As with the Broadway play, Talbot did in-depth research on critics’ and audiences’ reactions to the two movies. The critics were scathing, but audiences were kinder. In their interviews, many of the actors are defensive about their participation in the films; several state that they think that the critics were too harsh.

Misses – What Could Have Been Better

While I really enjoyed Mondo Mandingo, the book has some weaknesses. It can be difficult to follow in places. For instance, Talbot often includes over-long lists of everyone who was involved in the movies. Likewise, the discussions of the Falconhurst novels tend to run together. Some simple editing (including more subheadings and moving some of the long lists into the appendices) would have made the book more readable.

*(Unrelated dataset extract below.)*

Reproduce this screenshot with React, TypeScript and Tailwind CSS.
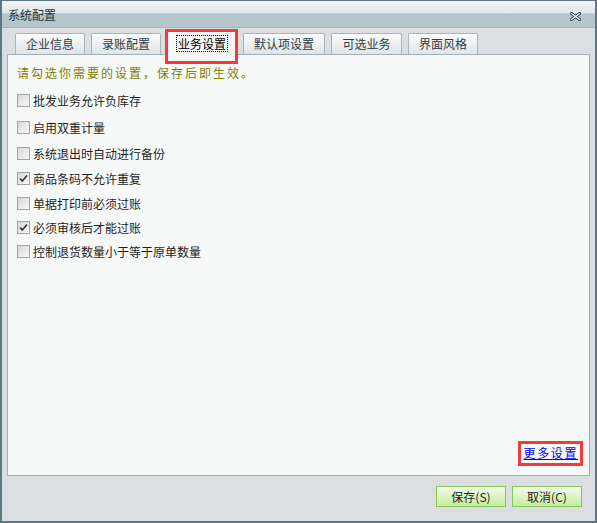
import React from "react";

const tabs = [
  { label: "企业信息", w: "w-[70px]" },
  { label: "录账配置", w: "w-[70px]" },
  { label: "业务设置", w: "w-[70px]", active: true },
  { label: "默认项设置", w: "w-[82px]" },
  { label: "可选业务", w: "w-[71px]" },
  { label: "界面风格", w: "w-[70px]" },
];

const options = [
  { label: "批发业务允许负库存", checked: false, mt: "mt-[13px]" },
  { label: "启用双重计量", checked: false, mt: "mt-[14px]" },
  { label: "系统退出时自动进行备份", checked: false, mt: "mt-[13px]" },
  { label: "商品条码不允许重复", checked: true, mt: "mt-[12px]" },
  { label: "单据打印前必须过账", checked: false, mt: "mt-[12px]" },
  { label: "必须审核后才能过账", checked: true, mt: "mt-[11px]" },
  { label: "控制退货数量小于等于原单数量", checked: false, mt: "mt-[11px]" },
];

function CloseGlyph() {
  return (
    <svg width="11" height="9" viewBox="0 0 11 9">
      <path d="M1.5 1.5 L9.5 7.5 M9.5 1.5 L1.5 7.5" stroke="#3d4a50" strokeWidth="3" strokeLinecap="square" />
      <path d="M1.5 1.5 L9.5 7.5 M9.5 1.5 L1.5 7.5" stroke="#ffffff" strokeWidth="1.2" strokeLinecap="square" />
    </svg>
  );
}

function Checkbox({ checked }: { checked: boolean }) {
  return (
    <span className="flex h-[13px] w-[13px] shrink-0 items-center justify-center border border-[#a3a3a3] bg-[linear-gradient(135deg,#d8d8d8,#f8f8f8)]">
      {checked && (
        <svg width="9" height="9" viewBox="0 0 9 9">
          <path d="M1 4.5 L3.3 7 L8 1.5" fill="none" stroke="#333" strokeWidth="1.6" />
        </svg>
      )}
    </span>
  );
}

export default function App() {
  return (
    <div className="flex h-[523px] w-[597px] flex-col border-2 border-t border-[#5d7880] bg-[#dcdfe2] font-['Noto_Sans_CJK_SC',sans-serif] text-[12px]">
      {/* title bar */}
      <div className="flex h-[27px] shrink-0 items-center justify-between border-b border-[#a3b4b9] bg-[linear-gradient(to_bottom,#f1f4f5_0%,#e2e8ea_45%,#b5c7cc_50%,#b5c7cc_100%)] pl-[6px] pr-[14px]">
        <span className="pt-[2px] leading-none text-[#27343a]">系统配置</span>
        <span className="pt-[4px]">
          <CloseGlyph />
        </span>
      </div>

      <div className="flex flex-1 flex-col px-[5px]">
        {/* tab strip */}
        <div className="mt-[5px] flex h-[21px] items-end gap-[6px] pl-[8px]">
          {tabs.map((t) =>
            t.active ? (
              <div key={t.label} className={`relative z-10 -mb-px flex h-[24px] ${t.w} items-center justify-center bg-[#f7f9f9]`}>
                <span className="border border-dotted border-black px-[1px] leading-[15px] text-black">{t.label}</span>
                <span className="pointer-events-none absolute -left-[2px] -right-[1px] -top-[2px] -bottom-[9px] border-[3px] border-[#f23b3b]" />
              </div>
            ) : (
              <div
                key={t.label}
                className={`flex h-[21px] ${t.w} items-center justify-center rounded-t-[2px] border border-b-0 border-[#aab5bb] bg-[linear-gradient(to_bottom,#fbfcfc,#e0e5e7)] text-[#2c3c46]`}
              >
                {t.label}
              </div>
            )
          )}
        </div>

        {/* panel */}
        <div className="flex h-[422px] flex-col border border-[#9fb0b8] bg-[#f7f9f9] pl-[9px] pr-[11px] pt-[10px] pb-[14px]">
          <div className="leading-[16px] tracking-[2px] text-[#808000]">请勾选你需要的设置，保存后即生效。</div>

          {options.map((o) => (
            <label key={o.label} className={`flex h-[13px] items-center gap-[3px] ${o.mt} text-[#1e1e1e]`}>
              <Checkbox checked={o.checked} />
              <span className="leading-[16px]">{o.label}</span>
            </label>
          ))}

          <div className="flex-1" />
          <div className="flex justify-end">
            <span className="relative leading-[16px] tracking-[1.6px] text-[#0000ee] underline">
              更多设置
              <span className="pointer-events-none absolute -left-[6px] -right-[5px] -top-[4px] -bottom-[5px] border-[3px] border-[#f23b3b]" />
            </span>
          </div>
        </div>

        {/* footer buttons */}
        <div className="mt-[10px] flex justify-end gap-[6px] pr-[8px]">
          <button className="h-[21px] w-[70px] border border-[#85c552] bg-[linear-gradient(to_bottom,#f6fcef,#c4ed9b)] text-[#1e1e1e]">
            保存(S)
          </button>
          <button className="h-[21px] w-[70px] border border-[#85c552] bg-[linear-gradient(to_bottom,#f6fcef,#c4ed9b)] text-[#1e1e1e]">
            取消(C)
          </button>
        </div>
      </div>
    </div>
  );
}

Another negative is that Mondo Mandingo closes on a weak note. The final chapter (pages 223-266) focuses on other “slave-sploitation” films that grew out of the success of Mandingo. This material is interesting, but it diverts attention from the book’s main focus, which is supposed to be the Mandingo phenomena. (Talbot also includes some discussion of the many series of books that were inspired by Mandingo’s success). Mondo Mandingo just “dead stops” after this last chapter; Talbot should have at least given his readers a one-page parting shot.

Find Your Own Answers

Talbot may not offer any conclusions, but he doesn’t push an agenda, either. You will have to find the answers for yourself. My take is that Mandingo’s success – and that of all of its many spinoffs – is a case of popular entertainment outdoing “deeper” works. Highbrow critics hated the Mandingo films, but the highbrows offered few works about race that engaged people on main street.

Mondo Mandingo’s a one-of-a-kind book that offers insight the American psyche and into the worlds of publishing and movies. Readers meet a number of interesting people along the way. The book is well worth a look.